The focus of this research was to quantify the post-fire mechanical properties of 5083-H116 and 6082-T6 aluminum alloys. Post-fire exposure is considered heating the material to a particular temperature then cooling the material back to room temperature. The research included evaluating parent materials as well as welded samples.

Post-fire mechanical properties of parent materials were evaluated at temperatures ranging from ambient to 500oC with isothermal and transient heating. Changes in material properties were evaluated through static tensile tests and hardness testing on cooled samples. Using this data, an assessment was performed to investigate the relationship between hardness and mechanical properties. For the alloys evaluated, empirical relationships were found between Vickers hardness and post-fire strength.

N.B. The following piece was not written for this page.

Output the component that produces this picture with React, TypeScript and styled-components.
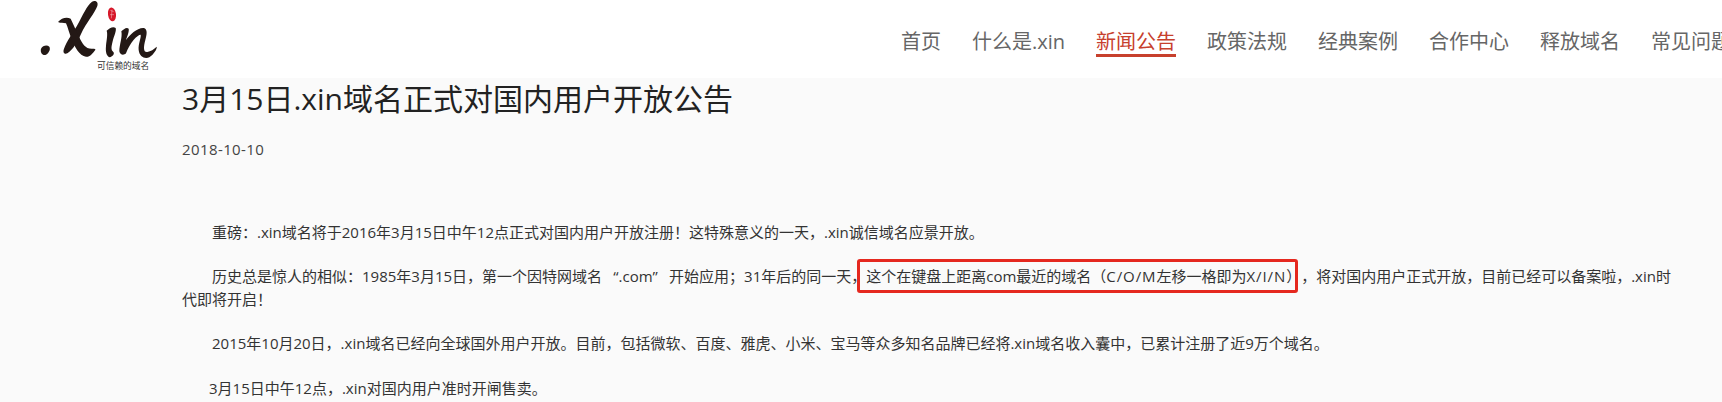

Testing was also performed on butt welded samples of 6082-T6 exposed isothermally to temperatures ranging from ambient to 500oC. Vickers hardness profiles were measured across a sample to quantify the hardness of the weld, heat affected zone, and parent material. This was performed at room temperature and following different heat exposures. Static tensile tests were used to evaluate the effect of reheating on the welded samples. Post-fire strength of welded samples was strongly affected by weld geometry. Parent material hardness varied with reheating while weld hardness remained constant. At select temperatures, this resulted in the weld having a higher Vickers hardness than the parent material. Despite this tensile failure always occurred within the weld.